Luks began doing cartoons for the magazines Puck and Truth in the 1890s. As Gambone points out, magazines were middle-brow and middle-class, and may have well been seen as an entree into respectable art by the young Luks. Indeed, top cartoonists like Thomas Nast and Puck owner Joseph Keppler were commanding quite a lot for their works, and Nast was supplementing this by working the lecture circuit describing how he had gone tête a bête, as it were, against Boss Tweed. In my own research, I was shocked at how widely and vehemently Keppler was on his death in 1895, memorialized from newspapers to literary magazines– surprising to someone has seen the unceremonious five-line obits of some of the most pioneering (but forgotten) early comic strip artists.

Outcault's Yellow Kid
Outcault’s Yellow Kid

Mickey Dougan, The Yellow Kid, was a character created by cartoonist Richard Felton Outcault, and Outcault is often described by many as the first newspaper comic strip cartoonist. The character appeared first in magazine cartoons, and later made the move into the Sunday color supplement of Pulitzer’s New York World in 1895. The color cartoons centered around the Kid and the other denizens of the tenement neighborhood of Hogan’s Alley. Anarchic, madcap, and sometimes violent, the strip was the first time that cartoons demonstrably drove newspaper sales, and the Yellow Kid was used to merchandise everything from dolls and chewing gum to stage plays. This was something new, something big, and Pulitzer saw that the newspaper’s comic insert could be an important too for driving sales.

A George Luks "Hogan's Alley" page, 18 October 1896
A George Luks “Hogan’s Alley” page, 18 October 1896

This happened in the midst of the famous rivalry between Pulitzer and William Randolph Hearst, and Hearst was not content to let Pulitzer’s success go unpunished. Offering more money, Hearst hired Outcault out from under Pulitzer, and began publishing Yellow Kid strips in the New York Journal. Pulitzer, believing he had a claim on the character’s copyright, hired Luks– already an artist on the World staff– to begin drawing new Yellow Kid strips. A court case resulted, and the ultimate finding was that Outcault could continue to use the character as it was his creation, but the strip’s title, Hogan’s Alley, belonged to the World. Both papers continued to run strips featuring the character under different names.

Luks’s willingness to take over Outcault’s duties on Hogan’s Alley was apparently not well received by others in the World bullpin. Theater critic Louis Sobol would recall, second-hand, an interaction between Luks  and a former coworker years later in his memoir The Longest Street. Sobol recalled a story told by producer John Golden, who had been in the World art department with Luks after Outcault’s departure:

“Well, William Randolph Hearst came along and coaxed Outcault to bring ‘Yellow Kid’ over to the Journal. Whereupon Joe Pulitzer, irked by this theft of one of his artists, had a certain newcomer imitate the strip, and for quite a while we had two ‘Yellow Kids’ running. Everybody in the business considered this highly unethical, and in fact many of the boys stopped talking to the young imitator artist.
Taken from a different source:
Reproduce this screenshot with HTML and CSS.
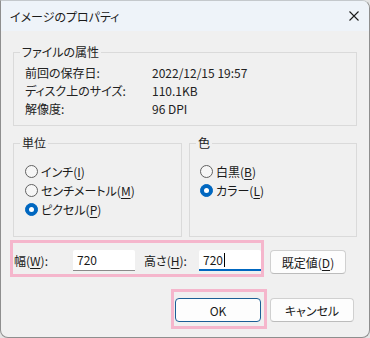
FILE: index.html
```html
<!DOCTYPE html>
<html>
    <head>
        <meta charset="utf-8" />
        <title>イメージのプロパティ</title>
        <link rel="stylesheet" href="styles.css">
    </head>

    <body>
        <div class="window">
            <div class="titlebar">
                <span class="title">イメージのプロパティ</span>
                <svg class="close" width="10" height="10" viewBox="0 0 10 10">
                    <path d="M0.5 0.5 L9.5 9.5 M9.5 0.5 L0.5 9.5" stroke="#1b1b1b" stroke-width="1.1" fill="none" />
                </svg>
            </div>
            <div class="content">
                <fieldset class="group">
                    <legend>ファイルの属性</legend>
                    <div class="props">
                        <span>前回の保存日:</span><span class="val">2022/12/15 19:57</span>
                        <span>ディスク上のサイズ:</span><span class="val">110.1KB</span>
                        <span>解像度:</span><span class="val">96 DPI</span>
                    </div>
                </fieldset>

                <div class="options">
                    <fieldset class="group">
                        <legend>単位</legend>
                        <div class="radios">
                            <div class="radio"><span class="dot"></span>インチ(<u>I</u>)</div>
                            <div class="radio"><span class="dot"></span>センチメートル(<u>M</u>)</div>
                            <div class="radio on"><span class="dot"></span>ピクセル(<u>P</u>)</div>
                        </div>
                    </fieldset>
                    <fieldset class="group">
                        <legend>色</legend>
                        <div class="radios right">
                            <div class="radio"><span class="dot"></span>白黒(<u>B</u>)</div>
                            <div class="radio on"><span class="dot"></span>カラー(<u>L</u>)</div>
                        </div>
                    </fieldset>
                </div>

                <div class="size-row">
                    <div class="mark size-fields">
                        <span class="lbl w">幅(<u>W</u>):</span>
                        <span class="input">720</span>
                        <span class="lbl h">高さ(<u>H</u>):</span>
                        <span class="input focus">720<span class="caret"></span></span>
                    </div>
                    <button class="btn reset">既定値(<u>D</u>)</button>
                </div>

                <div class="actions">
                    <div class="mark ok-wrap">
                        <button class="btn ok">OK</button>
                    </div>
                    <button class="btn cancel">キャンセル</button>
                </div>
            </div>
        </div>
    </body>
</html>
```

FILE: styles.css
```css
* {
    margin: 0;
    padding: 0;
    box-sizing: border-box;
}
body {
    background: #e4e4e4;
    font-family: "Noto Sans CJK JP", "Noto Sans", sans-serif;
    font-size: 12px;
    font-feature-settings: "palt";
    color: #1a1a1a;
}
u {
    text-decoration: underline;
    text-underline-offset: 2px;
}

.window {
    width: 370px;
    height: 338px;
    background: #f0f0f0;
    border: 1px solid #8e8e8e;
    border-top-color: #c4c8cc;
    border-radius: 0 8px 8px 8px;
    overflow: hidden;
}
.titlebar {
    height: 30px;
    display: flex;
    align-items: center;
    justify-content: space-between;
    padding: 0 10px 0 9px;
    background: #eef3f9;
}
.title {
    color: #1a1a1a;
}
.close {
    display: block;
}

.content {
    padding: 0 12px;
}
.group {
    border: 1px solid #dadada;
    min-width: 0;
}
.group legend {
    margin-left: 6px;
    padding: 0 2px;
    line-height: 16px;
    color: #222;
}
.content > .group {
    margin-top: 13px;
}
.props {
    display: grid;
    grid-template-columns: 127px 1fr;
    line-height: 18px;
    padding: 4px 0 7px 11px;
    color: #222;
}

.options {
    display: grid;
    grid-template-columns: 169px 1fr;
    gap: 7px;
    margin-top: 9px;
}
.radios {
    padding: 11px 0 17px 11px;
}
.radios.right {
    padding-left: 10px;
}
.radio {
    display: flex;
    align-items: center;
    height: 19px;
}
.dot {
    width: 13px;
    height: 13px;
    border-radius: 50%;
    border: 1px solid #616161;
    background: #f6f6f6;
    margin-right: 3px;
    display: flex;
    align-items: center;
    justify-content: center;
}
.radio.on .dot {
    border-color: #0067c0;
    background: #0067c0;
}
.radio.on .dot::after {
    content: "";
    width: 5px;
    height: 5px;
    border-radius: 50%;
    background: #fff;
}

.mark {
    border: 3px solid #f5b6cc;
}
.size-row {
    display: flex;
    align-items: flex-start;
    margin-top: 3px;
}
.size-fields {
    display: flex;
    margin-left: -3px;
    padding: 7px 0 3px 1px;
}
.lbl {
    line-height: 21px;
}
.lbl.w {
    width: 59px;
}
.lbl.h {
    width: 55px;
    margin-left: 9px;
}
.input {
    width: 62px;
    height: 21px;
    line-height: 20px;
    padding-left: 4px;
    background: #fff;
    border-bottom: 1px solid #8a8a8a;
    border-radius: 2px 2px 0 0;
    display: flex;
    align-items: center;
}
.input.focus {
    border-bottom: 2px solid #0067c0;
}
.caret {
    width: 1px;
    height: 14px;
    background: #000;
    margin-left: 1px;
}

.btn {
    height: 24px;
    font: inherit;
    font-feature-settings: "palt";
    color: #1a1a1a;
    background: #fdfdfd;
    border: 1px solid #d0d0d0;
    border-bottom-color: #bcbcbc;
    border-radius: 4px;
}
.reset {
    width: 76px;
    margin: 10px 0 0 6px;
}
.actions {
    display: flex;
    justify-content: flex-end;
    align-items: flex-start;
    margin-top: 12px;
    padding-right: 3px;
}
.ok-wrap {
    padding: 6px 3px 4px 1px;
}
.ok {
    width: 86px;
    border: 1px solid #1c5f96;
}
.cancel {
    width: 84px;
    margin: 9px 0 0 3px;
}
```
“The years passed, and I became a producer. One day my secretary came in and said there was a man outside to see me, and, of course, as you must guess, it was the ostracized cartoonist. By this time, I wasn’t as peeved with him as I had been in those earlier days, so I told the girl to show him in.

“He said: ‘Look here, John Golden, you don’t have to be so high-hat with me. I don’t do any silly cartoons anymore. I move around with the best of them. I paint kings and queens, and I get more for a single painting than I did for a whole year’s cartooning. So don’t be so stuck up with me. I’m just as important as you are.'”

Golden went on to tell us that indeed the fellow had become as important as he claimed. He was George B. Luks whose paint­ings were hung in national museums around the world, and whom James Huneker once described as “a Puck, a Caliban, a Falstaff, a tornado.” (Sobol, 408)

While second-hand, the story rings true in terms of Luks’s cantankerous personality as well as his ambition. It is also made more believable by the fact that, even to this day, Luks is often given short mention or even not named in many accounts of the battle over the Yellow Kid, while Outcault is put at center stage. To me, this story has the ring of someone who was deeply hurt by exclusion by the social network of artists with whom he was, at that time, in daily contact. He seems to have seen his relative success as a fine artist as a comeuppance to that exclusion– an attitude that might suggest that, even while he had more acceptance in the world of fine arts, he saw the commercial work he did as related, contiguous, if not equivalent.